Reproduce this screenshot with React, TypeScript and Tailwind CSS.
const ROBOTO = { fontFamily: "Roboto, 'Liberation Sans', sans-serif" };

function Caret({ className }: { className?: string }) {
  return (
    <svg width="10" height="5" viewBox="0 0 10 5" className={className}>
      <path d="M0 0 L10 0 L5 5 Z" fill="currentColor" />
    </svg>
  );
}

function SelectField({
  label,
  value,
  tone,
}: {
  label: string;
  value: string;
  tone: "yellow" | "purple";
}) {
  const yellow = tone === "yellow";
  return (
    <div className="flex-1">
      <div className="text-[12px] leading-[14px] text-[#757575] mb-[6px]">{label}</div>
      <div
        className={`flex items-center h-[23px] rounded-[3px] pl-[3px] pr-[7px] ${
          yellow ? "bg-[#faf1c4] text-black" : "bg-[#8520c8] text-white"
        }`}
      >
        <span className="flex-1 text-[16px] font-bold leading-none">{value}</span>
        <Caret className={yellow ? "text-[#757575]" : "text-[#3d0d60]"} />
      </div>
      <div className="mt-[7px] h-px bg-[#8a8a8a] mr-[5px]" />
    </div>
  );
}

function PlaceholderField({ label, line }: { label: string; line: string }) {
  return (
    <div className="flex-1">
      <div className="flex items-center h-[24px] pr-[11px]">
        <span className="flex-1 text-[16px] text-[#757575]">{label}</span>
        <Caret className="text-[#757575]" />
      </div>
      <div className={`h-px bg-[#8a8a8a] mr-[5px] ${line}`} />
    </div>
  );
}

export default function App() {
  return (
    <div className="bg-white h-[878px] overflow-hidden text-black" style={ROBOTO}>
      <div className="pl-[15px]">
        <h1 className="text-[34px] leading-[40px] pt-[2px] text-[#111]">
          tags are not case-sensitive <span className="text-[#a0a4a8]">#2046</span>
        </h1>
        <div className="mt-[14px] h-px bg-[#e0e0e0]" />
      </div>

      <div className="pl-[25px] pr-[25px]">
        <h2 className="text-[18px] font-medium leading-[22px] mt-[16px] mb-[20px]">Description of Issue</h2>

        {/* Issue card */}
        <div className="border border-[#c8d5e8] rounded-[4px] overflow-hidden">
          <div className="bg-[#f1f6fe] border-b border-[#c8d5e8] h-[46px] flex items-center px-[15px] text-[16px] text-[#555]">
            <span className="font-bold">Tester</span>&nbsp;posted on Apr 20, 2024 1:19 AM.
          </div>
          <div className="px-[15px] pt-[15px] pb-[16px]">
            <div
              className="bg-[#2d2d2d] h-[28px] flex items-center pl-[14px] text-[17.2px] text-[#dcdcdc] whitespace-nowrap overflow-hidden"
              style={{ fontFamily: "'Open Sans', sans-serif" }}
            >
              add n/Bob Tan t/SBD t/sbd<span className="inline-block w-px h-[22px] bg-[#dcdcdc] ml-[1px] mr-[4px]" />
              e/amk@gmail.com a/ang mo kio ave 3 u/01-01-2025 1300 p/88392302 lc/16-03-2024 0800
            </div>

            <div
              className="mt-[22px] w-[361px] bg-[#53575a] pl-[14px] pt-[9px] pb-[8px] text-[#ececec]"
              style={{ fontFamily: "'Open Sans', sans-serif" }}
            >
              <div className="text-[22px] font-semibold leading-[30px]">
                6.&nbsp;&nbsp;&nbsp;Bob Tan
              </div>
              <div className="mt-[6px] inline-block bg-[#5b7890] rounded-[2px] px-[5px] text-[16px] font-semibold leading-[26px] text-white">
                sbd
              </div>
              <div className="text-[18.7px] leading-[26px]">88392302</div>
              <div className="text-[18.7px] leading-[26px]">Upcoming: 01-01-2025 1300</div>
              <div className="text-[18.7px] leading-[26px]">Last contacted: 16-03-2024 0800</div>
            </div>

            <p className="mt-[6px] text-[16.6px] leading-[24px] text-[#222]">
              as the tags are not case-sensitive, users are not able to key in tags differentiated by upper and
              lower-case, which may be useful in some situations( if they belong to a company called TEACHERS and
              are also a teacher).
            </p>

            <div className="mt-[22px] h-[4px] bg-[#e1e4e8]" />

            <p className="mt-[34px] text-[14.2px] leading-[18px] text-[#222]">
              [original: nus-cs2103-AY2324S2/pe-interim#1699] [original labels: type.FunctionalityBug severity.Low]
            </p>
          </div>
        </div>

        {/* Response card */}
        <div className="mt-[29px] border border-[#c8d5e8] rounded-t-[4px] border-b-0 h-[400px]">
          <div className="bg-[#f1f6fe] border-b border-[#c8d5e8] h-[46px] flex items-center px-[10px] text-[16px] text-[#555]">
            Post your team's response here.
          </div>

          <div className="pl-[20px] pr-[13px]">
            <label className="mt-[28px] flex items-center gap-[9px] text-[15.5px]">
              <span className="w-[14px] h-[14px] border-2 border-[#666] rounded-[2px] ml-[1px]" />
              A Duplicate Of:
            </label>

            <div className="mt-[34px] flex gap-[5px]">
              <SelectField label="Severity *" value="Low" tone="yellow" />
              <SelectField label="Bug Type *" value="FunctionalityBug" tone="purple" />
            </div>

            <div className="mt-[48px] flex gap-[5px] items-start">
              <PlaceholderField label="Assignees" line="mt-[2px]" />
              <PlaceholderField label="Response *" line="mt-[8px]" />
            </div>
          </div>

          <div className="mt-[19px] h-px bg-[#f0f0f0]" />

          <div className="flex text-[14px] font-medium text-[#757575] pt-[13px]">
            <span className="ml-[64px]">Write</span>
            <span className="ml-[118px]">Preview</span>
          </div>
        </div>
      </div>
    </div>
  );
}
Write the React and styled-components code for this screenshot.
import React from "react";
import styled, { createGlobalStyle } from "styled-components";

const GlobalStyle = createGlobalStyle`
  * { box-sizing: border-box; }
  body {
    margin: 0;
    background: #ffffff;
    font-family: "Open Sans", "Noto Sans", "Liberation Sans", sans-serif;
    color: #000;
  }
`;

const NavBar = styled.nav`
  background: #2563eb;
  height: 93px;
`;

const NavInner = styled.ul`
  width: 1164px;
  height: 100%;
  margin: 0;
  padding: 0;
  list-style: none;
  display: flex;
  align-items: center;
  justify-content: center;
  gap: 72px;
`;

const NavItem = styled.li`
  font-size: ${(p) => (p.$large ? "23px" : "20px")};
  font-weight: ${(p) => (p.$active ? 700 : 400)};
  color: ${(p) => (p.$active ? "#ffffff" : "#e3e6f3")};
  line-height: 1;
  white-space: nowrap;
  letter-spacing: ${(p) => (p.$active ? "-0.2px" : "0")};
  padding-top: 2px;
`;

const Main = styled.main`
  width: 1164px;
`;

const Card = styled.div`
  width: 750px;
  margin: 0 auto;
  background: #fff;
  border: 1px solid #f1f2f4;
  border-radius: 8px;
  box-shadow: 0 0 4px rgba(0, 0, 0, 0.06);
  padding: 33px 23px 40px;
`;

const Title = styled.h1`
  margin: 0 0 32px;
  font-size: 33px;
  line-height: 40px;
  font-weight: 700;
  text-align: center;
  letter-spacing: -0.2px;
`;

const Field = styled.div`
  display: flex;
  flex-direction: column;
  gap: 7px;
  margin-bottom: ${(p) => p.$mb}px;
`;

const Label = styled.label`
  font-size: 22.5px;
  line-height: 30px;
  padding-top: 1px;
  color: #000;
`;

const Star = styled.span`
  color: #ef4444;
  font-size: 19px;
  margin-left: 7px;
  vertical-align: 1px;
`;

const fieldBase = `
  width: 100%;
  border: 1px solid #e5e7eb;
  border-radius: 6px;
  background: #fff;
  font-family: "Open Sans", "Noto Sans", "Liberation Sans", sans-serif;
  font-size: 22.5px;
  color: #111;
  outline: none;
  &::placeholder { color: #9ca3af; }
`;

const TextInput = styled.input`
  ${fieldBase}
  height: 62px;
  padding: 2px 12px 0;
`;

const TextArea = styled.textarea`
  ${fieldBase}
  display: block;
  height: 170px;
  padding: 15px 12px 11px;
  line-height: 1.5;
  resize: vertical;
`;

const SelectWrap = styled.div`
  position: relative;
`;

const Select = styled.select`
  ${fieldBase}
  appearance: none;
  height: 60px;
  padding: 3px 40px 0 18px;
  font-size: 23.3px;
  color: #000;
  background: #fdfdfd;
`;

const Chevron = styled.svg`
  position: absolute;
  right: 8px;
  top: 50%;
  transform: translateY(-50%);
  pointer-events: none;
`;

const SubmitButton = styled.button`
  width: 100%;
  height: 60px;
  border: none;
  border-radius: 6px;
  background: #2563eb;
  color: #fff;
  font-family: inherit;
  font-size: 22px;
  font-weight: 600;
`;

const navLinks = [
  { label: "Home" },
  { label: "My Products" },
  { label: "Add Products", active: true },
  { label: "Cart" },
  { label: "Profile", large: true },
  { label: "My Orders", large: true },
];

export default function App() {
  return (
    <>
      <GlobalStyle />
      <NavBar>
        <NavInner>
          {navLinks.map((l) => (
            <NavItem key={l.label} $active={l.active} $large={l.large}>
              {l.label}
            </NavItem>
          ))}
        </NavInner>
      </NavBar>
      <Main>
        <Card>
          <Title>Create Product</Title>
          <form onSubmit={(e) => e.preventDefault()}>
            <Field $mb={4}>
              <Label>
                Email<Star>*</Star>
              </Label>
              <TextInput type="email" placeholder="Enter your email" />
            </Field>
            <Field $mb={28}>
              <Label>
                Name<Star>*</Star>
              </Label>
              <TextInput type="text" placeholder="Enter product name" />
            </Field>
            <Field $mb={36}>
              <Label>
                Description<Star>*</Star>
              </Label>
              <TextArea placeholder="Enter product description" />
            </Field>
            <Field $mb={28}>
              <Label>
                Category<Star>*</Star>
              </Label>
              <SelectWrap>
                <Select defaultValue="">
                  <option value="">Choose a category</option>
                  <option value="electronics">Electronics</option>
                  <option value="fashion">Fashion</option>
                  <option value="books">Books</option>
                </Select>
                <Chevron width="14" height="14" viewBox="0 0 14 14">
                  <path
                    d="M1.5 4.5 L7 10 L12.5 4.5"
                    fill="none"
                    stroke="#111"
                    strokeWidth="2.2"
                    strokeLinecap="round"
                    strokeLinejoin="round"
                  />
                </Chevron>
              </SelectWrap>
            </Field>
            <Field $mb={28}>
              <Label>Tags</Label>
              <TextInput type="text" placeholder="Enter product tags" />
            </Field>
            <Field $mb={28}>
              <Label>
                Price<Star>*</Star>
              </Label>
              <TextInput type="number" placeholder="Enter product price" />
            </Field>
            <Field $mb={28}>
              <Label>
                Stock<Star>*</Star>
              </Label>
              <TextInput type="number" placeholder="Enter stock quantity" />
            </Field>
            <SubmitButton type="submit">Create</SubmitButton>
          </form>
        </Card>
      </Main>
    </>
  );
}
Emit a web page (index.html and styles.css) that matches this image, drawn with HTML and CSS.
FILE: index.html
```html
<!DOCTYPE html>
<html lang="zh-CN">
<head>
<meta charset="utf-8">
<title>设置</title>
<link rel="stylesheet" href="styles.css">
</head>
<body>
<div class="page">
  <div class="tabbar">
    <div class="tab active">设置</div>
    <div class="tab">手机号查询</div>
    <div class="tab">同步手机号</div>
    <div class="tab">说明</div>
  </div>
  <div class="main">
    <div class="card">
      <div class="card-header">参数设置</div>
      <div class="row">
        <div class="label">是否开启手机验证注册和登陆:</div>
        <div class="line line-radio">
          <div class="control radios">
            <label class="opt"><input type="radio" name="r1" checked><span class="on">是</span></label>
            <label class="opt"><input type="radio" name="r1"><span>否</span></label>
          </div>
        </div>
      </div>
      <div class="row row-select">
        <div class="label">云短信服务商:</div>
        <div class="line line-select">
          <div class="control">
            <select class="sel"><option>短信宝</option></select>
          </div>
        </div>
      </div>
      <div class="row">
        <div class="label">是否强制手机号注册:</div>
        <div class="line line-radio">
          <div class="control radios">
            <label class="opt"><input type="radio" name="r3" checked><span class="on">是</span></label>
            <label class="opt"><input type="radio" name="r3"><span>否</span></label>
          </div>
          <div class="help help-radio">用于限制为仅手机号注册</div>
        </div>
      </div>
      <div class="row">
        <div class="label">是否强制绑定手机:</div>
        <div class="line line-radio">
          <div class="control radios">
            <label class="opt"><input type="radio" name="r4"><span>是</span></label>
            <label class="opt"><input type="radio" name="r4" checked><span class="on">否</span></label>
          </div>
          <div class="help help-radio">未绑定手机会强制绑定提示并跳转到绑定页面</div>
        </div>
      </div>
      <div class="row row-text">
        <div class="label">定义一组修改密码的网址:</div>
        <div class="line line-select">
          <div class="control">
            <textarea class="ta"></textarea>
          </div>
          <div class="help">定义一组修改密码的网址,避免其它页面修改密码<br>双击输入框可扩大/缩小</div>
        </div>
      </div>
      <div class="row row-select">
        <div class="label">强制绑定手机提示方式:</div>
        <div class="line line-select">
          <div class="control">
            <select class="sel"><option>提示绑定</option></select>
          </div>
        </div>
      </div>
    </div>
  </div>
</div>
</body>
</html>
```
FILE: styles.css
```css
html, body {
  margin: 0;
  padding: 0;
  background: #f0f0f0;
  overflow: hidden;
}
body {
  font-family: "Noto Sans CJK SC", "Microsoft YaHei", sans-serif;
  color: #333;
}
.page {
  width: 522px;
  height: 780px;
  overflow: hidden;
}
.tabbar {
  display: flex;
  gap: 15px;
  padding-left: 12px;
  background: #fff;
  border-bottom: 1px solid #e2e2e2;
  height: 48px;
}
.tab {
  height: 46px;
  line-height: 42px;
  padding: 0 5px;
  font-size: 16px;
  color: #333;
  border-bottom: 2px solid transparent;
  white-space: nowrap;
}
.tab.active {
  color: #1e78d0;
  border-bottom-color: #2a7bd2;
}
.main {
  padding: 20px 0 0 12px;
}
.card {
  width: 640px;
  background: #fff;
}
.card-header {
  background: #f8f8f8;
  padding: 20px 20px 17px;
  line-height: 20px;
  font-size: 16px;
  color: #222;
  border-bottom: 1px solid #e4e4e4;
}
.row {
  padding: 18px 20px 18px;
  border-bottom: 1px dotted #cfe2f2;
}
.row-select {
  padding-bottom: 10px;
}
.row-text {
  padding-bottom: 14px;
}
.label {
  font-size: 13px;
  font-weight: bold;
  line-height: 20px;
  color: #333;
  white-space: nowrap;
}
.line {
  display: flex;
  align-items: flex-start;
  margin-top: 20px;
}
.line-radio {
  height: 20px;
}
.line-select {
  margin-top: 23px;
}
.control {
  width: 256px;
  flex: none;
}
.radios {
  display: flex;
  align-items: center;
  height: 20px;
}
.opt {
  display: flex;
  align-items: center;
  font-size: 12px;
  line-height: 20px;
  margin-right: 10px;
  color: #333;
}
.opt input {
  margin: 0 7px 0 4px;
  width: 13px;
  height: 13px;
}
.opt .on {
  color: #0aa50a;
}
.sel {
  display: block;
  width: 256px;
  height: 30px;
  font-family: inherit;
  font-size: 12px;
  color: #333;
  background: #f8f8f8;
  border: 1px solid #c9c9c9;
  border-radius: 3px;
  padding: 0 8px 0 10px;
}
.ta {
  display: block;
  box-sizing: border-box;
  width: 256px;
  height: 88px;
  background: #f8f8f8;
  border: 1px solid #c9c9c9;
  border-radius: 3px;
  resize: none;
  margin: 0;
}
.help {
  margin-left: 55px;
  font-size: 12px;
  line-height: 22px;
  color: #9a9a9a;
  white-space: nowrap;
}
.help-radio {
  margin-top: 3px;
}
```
+ + + + +
What needs to be done> From the data above, show each line that contains "this".

Exercise response>
Reproduce this screenshot with React, TypeScript and Tailwind CSS.
Write the React and styled-components code for this screenshot.
Emit a web page (index.html and styles.css) that matches this image, drawn with HTML and CSS.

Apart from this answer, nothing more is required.